Except that it doesn’t work, at all. There’s no way to use this technique to achieve the advertised end product. You can’t do it better or worse; it can’t be done at all. The Skittles burn rather than melt. And even if they melted, there would be no mechanism through which the popcorn would get effectively covered in liquid candy, certainly not with each piece only getting covered in one color. What blew my mind as I made my way through her videos was, one, the audacity of the shops that pump this stuff out, and two, the sheer volume of these phony hacks. Again, leave hacks that don’t work very well or that aren’t better than the old-fashioned way of doing things aside. There are just so many that simply do not work at all.
The marketplace of attention was supposed to solve this problem; we were told that the good channels would be elevated by the platforms and that people would stop watching the bad channels. But the marketplace of attention cares only about attention. The assumption that low-quality or dishonest or dangerous content wouldn’t get clicked on was always entirely and obviously wrong. The videos are slickly made; the results look plausible. People try them, fail, and assume it’s their own fault. And since the videos get views and views make money, the platforms have no reason to do anything about them.
Occasionally, the stakes are higher than wasted time. As Reardon frequently points out, some of these faked cooking hacks are legitimately dangerous. She has tried at times to get YouTube to pull such videos, typically to no avail. The category of popular and dangerous hacks includes the one discussed here, which involves boiling pewter down on the stove and making a “USB plug” out of a mold, resulting in a plug-shaped piece of pewter, as if a USB plug (or any plug) was just solid metal. This is a “hack” that could burn your house down.
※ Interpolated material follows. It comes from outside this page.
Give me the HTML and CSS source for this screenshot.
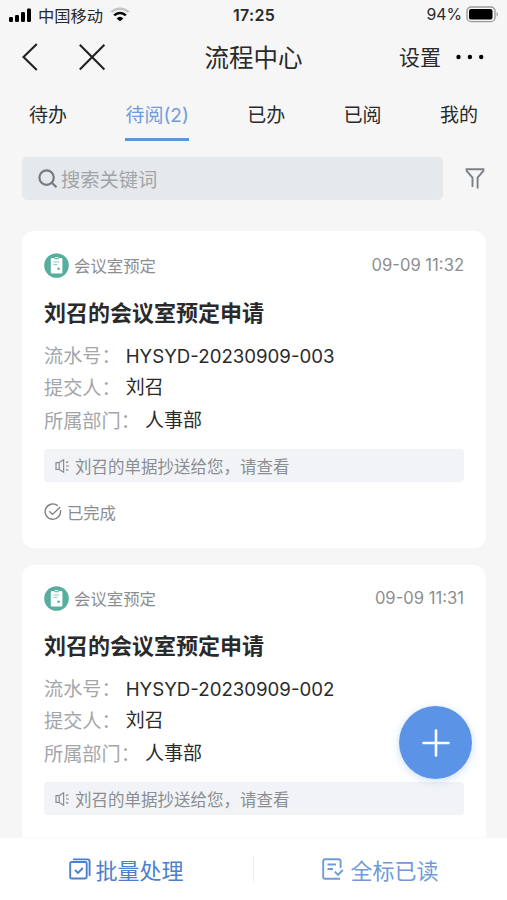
FILE: index.html
```html
<!DOCTYPE html>
<html lang="zh-CN">
<head>
  <meta charset="UTF-8" />
  <meta name="viewport" content="width=device-width, initial-scale=1.0" />
  <title>流程中心</title>
  <link rel="stylesheet" href="styles.css">
</head>

<body>
  <!-- Status Bar -->
  <div class="status-bar">
    <div class="carrier">
      <svg width="23" height="16" viewBox="0 0 23 16">
        <rect x="0" y="10" width="4" height="5" rx="1.2"/>
        <rect x="6" y="8" width="4" height="7" rx="1.2"/>
        <rect x="12" y="5" width="4" height="10" rx="1.2"/>
        <rect x="18" y="1.5" width="4" height="13.5" rx="1.2"/>
      </svg>
      <span class="carrier-name">中国移动</span>
      <svg class="wifi" width="20" height="15" viewBox="0 0 20 15" fill="none" stroke-width="2.5">
        <path d="M1.3 5.2a12.4 12.4 0 0 1 17.4 0" stroke="#c4c4c4"/>
        <path d="M4.2 8.4a8.3 8.3 0 0 1 11.6 0" stroke="#000"/>
        <path d="M10 14.3 6.6 11.4a5 5 0 0 1 6.8 0z" fill="#000"/>
      </svg>
    </div>
    <span class="clock">17:25</span>
    <div class="battery">
      <span>94%</span>
      <svg width="33" height="17" viewBox="0 0 33 17">
        <rect x="1" y="1" width="28" height="14.6" rx="4.2" fill="none" stroke="#9b9b9b" stroke-width="1.4"/>
        <rect x="3" y="3" width="23.5" height="10.6" rx="2.2"/>
        <path d="M30.6 6v4.6c1.7-.6 1.7-4 0-4.6z" fill="#9b9b9b"/>
      </svg>
    </div>
  </div>

  <!-- Navigation Bar -->
  <header class="nav">
    <div class="nav-left">
      <svg width="16" height="28" viewBox="0 0 16 28"><path d="M14.8 1 1.5 14l13.3 13"/></svg>
      <svg width="28" height="28" viewBox="0 0 28 28"><path d="M1.8 1.8l24.6 24.6M26.4 1.8 1.8 26.4"/></svg>
    </div>
    <h1>流程中心</h1>
    <div class="nav-right">
      <span>设置</span>
      <svg width="28" height="6" viewBox="0 0 28 6">
        <circle cx="2.5" cy="3" r="2.2"/>
        <circle cx="13.9" cy="3" r="2.2"/>
        <circle cx="25.2" cy="3" r="2.2"/>
      </svg>
    </div>
  </header>

  <nav class="tabs">
    <a class="tab">待办</a>
    <a class="tab active">待阅(2)</a>
    <a class="tab">已办</a>
    <a class="tab">已阅</a>
    <a class="tab">我的</a>
  </nav>

  <!-- Search -->
  <div class="search">
    <div class="search-box">
      <svg width="20" height="20" viewBox="0 0 20 20">
        <circle cx="8.6" cy="8.6" r="7.2"/>
        <path d="M13.8 13.8l4.7 4.5"/>
      </svg>
      <span>搜索关键词</span>
    </div>
    <svg class="filter" width="20" height="22" viewBox="0 0 20 22">
      <path d="M7.5 19.1V9.7L1.6 2.8V1.3h16.8v1.5l-5.8 6.9v10.8"/>
    </svg>
  </div>

  <!-- Process List -->
  <main class="list">
    <article class="card">
      <div class="card-head">
        <svg class="type-icon" width="25" height="25" viewBox="0 0 25 25">
          <circle cx="12.5" cy="12.5" r="12.3" fill="#56ae9f"/>
          <path d="M8 5h2.2l.6 1.3h3.6L15 5h2.200a1.200 1.200 0 0 1 1.200 1.200v13a1.200 1.200 0 0 1-1.200 1.200H8a1.200 1.200 0 0 1-1.200-1.200v-13A1.200 1.200 0 0 1 8 5z" fill="#fff"/>
          <path d="M11 4.600h3.200" stroke="#fff" stroke-width="1.2"/>
          <path d="M9.400 9h6M9.400 11.600h4" stroke="#8cc8be" stroke-width="1"/>
          <circle cx="14.6" cy="15.8" r="1.3" fill="#56ae9f"/>
        </svg>
        <span class="type">会议室预定</span>
        <time>09-09 11:32</time>
      </div>
      <h2>刘召的会议室预定申请</h2>
      <dl>
        <div><dt>流水号：</dt><dd class="serial">HYSYD-20230909-003</dd></div>
        <div><dt>提交人：</dt><dd>刘召</dd></div>
        <div><dt>所属部门：</dt><dd>人事部</dd></div>
      </dl>
      <p class="notice">
        <svg width="15" height="16" viewBox="0 0 15 16">
          <path d="M1 4.600h3.200L8.600 1.800v12.400l-4.400-2.800H1zM4.200 4.600v6.800M11 4.600l2.300-1M11 8h3M11 11.400l2.300 1"/>
        </svg>
        <span>刘召的单据抄送给您，请查看</span>
      </p>
      <div class="state">
        <svg width="18" height="18" viewBox="0 0 18 18">
          <path d="M16.400 7.200A7.700 7.700 0 1 1 13.600 2.600M5.200 8.200l3.300 3.200 7.700-7.300"/>
        </svg>
        <span>已完成</span>
      </div>
    </article>

    <article class="card">
      <div class="card-head">
        <svg class="type-icon" width="25" height="25" viewBox="0 0 25 25">
          <circle cx="12.5" cy="12.5" r="12.3" fill="#56ae9f"/>
          <path d="M8 5h2.200l.6 1.300h3.600L15 5h2.200a1.200 1.200 0 0 1 1.200 1.200v13a1.200 1.200 0 0 1-1.200 1.200H8a1.200 1.200 0 0 1-1.200-1.200v-13A1.200 1.200 0 0 1 8 5z" fill="#fff"/>
          <path d="M11 4.600h3.200" stroke="#fff" stroke-width="1.2"/>
          <path d="M9.400 9h6M9.400 11.600h4" stroke="#8cc8be" stroke-width="1"/>
          <circle cx="14.6" cy="15.8" r="1.3" fill="#56ae9f"/>
        </svg>
        <span class="type">会议室预定</span>
        <time>09-09 11:31</time>
      </div>
      <h2>刘召的会议室预定申请</h2>
      <dl>
        <div><dt>流水号：</dt><dd class="serial">HYSYD-20230909-002</dd></div>
        <div><dt>提交人：</dt><dd>刘召</dd></div>
        <div><dt>所属部门：</dt><dd>人事部</dd></div>
      </dl>
      <p class="notice">
        <svg width="15" height="16" viewBox="0 0 15 16">
          <path d="M1 4.600h3.200L8.600 1.800v12.400l-4.400-2.800H1zM4.200 4.600v6.800M11 4.600l2.300-1M11 8h3M11 11.400l2.300 1"/>
        </svg>
        <span>刘召的单据抄送给您，请查看</span>
      </p>
    </article>
  </main>

  <button class="add" aria-label="新建">
    <svg width="28" height="28" viewBox="0 0 28 28"><path d="M14 1.500v25M1.500 14h25"/></svg>
  </button>

  <!-- Bottom Actions -->
  <footer class="actions">
    <a class="action batch">
      <svg width="22" height="22" viewBox="0 0 22 22">
        <rect x="1.200" y="4" width="16.500" height="16.500" rx="1.500"/>
        <path d="M4 1.400h14.600a2 2 0 0 1 2 2V18M6 12l3 3 4.800-5"/>
      </svg>
      <span>批量处理</span>
    </a>
    <a class="action read">
      <svg width="22" height="22" viewBox="0 0 22 22">
        <path d="M18.600 10V3a1.800 1.800 0 0 0-1.800-1.800H3A1.800 1.800 0 0 0 1.200 3v16A1.800 1.800 0 0 0 3 20.800h15M5.500 6.500h8.500M5.500 11h5.500M12.800 13.600l3.200 3.200 4.800-4.800"/>
      </svg>
      <span>全标已读</span>
    </a>
  </footer>
</body>

</html>
```
FILE: styles.css
```css
:root {
  --bg: #f6f6f6;
  --blue: #5b94e6;
  --text: #2a2a2a;
  --gray: #8b8e91;
}

* {
  margin: 0;
  padding: 0;
  box-sizing: border-box;
}

body {
  display: flex;
  flex-direction: column;
  height: 900px;
  overflow: hidden;
  background: var(--bg);
  color: var(--text);
  font-family: Inter, "Noto Sans CJK SC", sans-serif;
}

svg {
  display: block;
  flex: none;
}

.status-bar {
  display: grid;
  grid-template-columns: 1fr auto 1fr;
  align-items: center;
  height: 30px;
  padding: 0 8px 1px 9px;
  font-size: 16px;
}

.carrier {
  display: flex;
  align-items: center;
}

.carrier-name {
  margin: 0 7px 0 6px;
  font-size: 16.3px;
}

.clock {
  font-weight: 600;
  letter-spacing: 0.3px;
}

.battery {
  display: flex;
  justify-content: flex-end;
  align-items: center;
  gap: 4px;
  font-size: 15.8px;
}

.nav {
  display: grid;
  grid-template-columns: 1fr auto 1fr;
  align-items: center;
  height: 56px;
  padding: 0 23px 2px 22px;
}

.nav-left {
  display: flex;
  align-items: center;
  gap: 40px;
  fill: none;
  stroke: #222;
  stroke-width: 2.1;
}

.nav h1 {
  padding: 0 0 2px 1px;
  font-size: 24.5px;
  font-weight: 400;
}

.nav-right {
  display: flex;
  justify-content: flex-end;
  align-items: center;
  gap: 15px;
  font-size: 21px;
}

.nav-right span {
  padding-bottom: 2px;
}

.tabs {
  display: flex;
  justify-content: space-between;
  height: 55px;
  padding: 0 29px;
  font-size: 19px;
  line-height: 59px;
}

.tab.active {
  color: #6f9bd8;
  border-bottom: 3px solid #6394d6;
}

.search {
  display: flex;
  align-items: center;
  gap: 22px;
  margin-top: 16px;
  padding: 0 22px;
}

.search-box {
  display: flex;
  flex: 1;
  align-items: center;
  gap: 3px;
  height: 43px;
  padding-left: 16px;
  border-radius: 5px;
  background: #e5e9ec;
  color: #a1a5a9;
  font-size: 19.3px;
}

.search-box svg {
  fill: none;
  stroke: #737b82;
  stroke-width: 2.2;
}

.filter {
  fill: none;
  stroke: #7d8185;
  stroke-width: 1.9;
}

.list {
  display: flex;
  flex: 1;
  flex-direction: column;
  gap: 17px;
  min-height: 0;
  margin-top: 31px;
  padding: 0 21.5px 0 22px;
  overflow: hidden;
}

.card {
  flex: none;
  height: 317px;
  padding: 22px 21.5px 0 22px;
  border-radius: 12px;
  background: #fff;
}

.card + .card {
  padding-top: 21px;
}

.card-head {
  display: flex;
  align-items: center;
  height: 24px;
  color: var(--gray);
  font-size: 16.4px;
}

.type {
  margin-left: 5px;
}

.card-head time {
  margin-left: auto;
  font-size: 16.6px;
}

.card h2 {
  margin-top: 20px;
  font-size: 22px;
  font-weight: 700;
  line-height: 32px;
}

.card dl {
  margin-top: 11px;
  font-size: 19.2px;
  line-height: 32.4px;
}

.card dl div {
  display: flex;
  gap: 5px;
}

.card dt {
  color: #a3a6a9;
}

.card dd {
  font-size: 19px;
}

.card .serial {
  font-size: 18.65px;
}

.notice {
  display: flex;
  align-items: center;
  gap: 5px;
  height: 33px;
  margin-top: 12px;
  padding-left: 11px;
  border-radius: 4px;
  background: #f1f3f6;
  color: var(--gray);
  font-size: 16.5px;
}

.notice svg {
  fill: none;
  stroke: #8b8e91;
  stroke-width: 1.2;
}

.state {
  display: flex;
  align-items: center;
  gap: 5px;
  height: 24px;
  margin-top: 18px;
  color: var(--gray);
  font-size: 16.3px;
}

.state svg {
  fill: none;
  stroke: #7d8083;
  stroke-width: 1.4;
}

.add {
  position: fixed;
  top: 706px;
  right: 35px;
  display: flex;
  justify-content: center;
  align-items: center;
  width: 73px;
  height: 73px;
  border: none;
  border-radius: 50%;
  background: var(--blue);
  box-shadow: 0 2px 9px rgba(91, 148, 230, 0.3);
}

.add svg {
  fill: none;
  stroke: #fff;
  stroke-width: 2.6;
  stroke-linecap: round;
}

.actions {
  display: flex;
  flex: none;
  align-items: center;
  height: 63px;
  border-top: 1px solid #f9f9f9;
  background: #fff;
  font-size: 22px;
}

.action {
  display: flex;
  flex: 1;
  justify-content: center;
  align-items: center;
  gap: 4px;
  height: 26px;
}

.action svg {
  fill: none;
  stroke: currentColor;
  stroke-width: 1.9;
}

.batch {
  border-right: 1px solid #eee;
  color: #4c7fd0;
}

.read {
  gap: 6px;
  color: #709bd9;
}
```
The big platforms could always tweak their algorithms. They could try to find ways to reward higher-quality content. And such tweaks could perhaps improve things, on the margins. But it’s essential to understand that something like this condition is inevitable. So long as advertising is the dominant funding source of the online world, any and every creative platform will be a race to the bottom. People will find ways to abuse the system to receive attention and money based on nothing more than manipulation.
There are alternatives, though. The problems with legacy media are many and have been exhaustively cataloged. There have always been problems with gatekeeping, particularly with biased and arbitrary decisions about who gets to create what. But at least in the professional production of media there’s some set of eyes that falls on a given work and can tell if it was a con. A movie that reaches theaters might not be good, but it won’t exist solely to manipulate our attention; so too with a professionally-published book. With crowdfunding, meanwhile, quality matters; it’s far from the only thing that matters, but fundamentally, people are not going to pay a creator who consistently lies to them. Patreon and Substack and Kickstarter suffer from audience capture and might result in bad creative work, but not in work that has no purpose but to deceive.
Unfortunately, advertising has been ingrained into the internet as the basic model for so long and to such an extent that it’s hard to envision online life without the systematic manipulation of attention and all its evils. So we’re bound to wind up here, at the bitter end of “content.” Which is a good excuse to withdraw deeper into books, movies, albums, and art, stuff that was created for a deeper purpose than mining fleeting bits of attention for fractions of a penny. The question is whether generations who have grown up immersed in these platforms can imagine life without them, and whether we're cursed to live with them ourselves.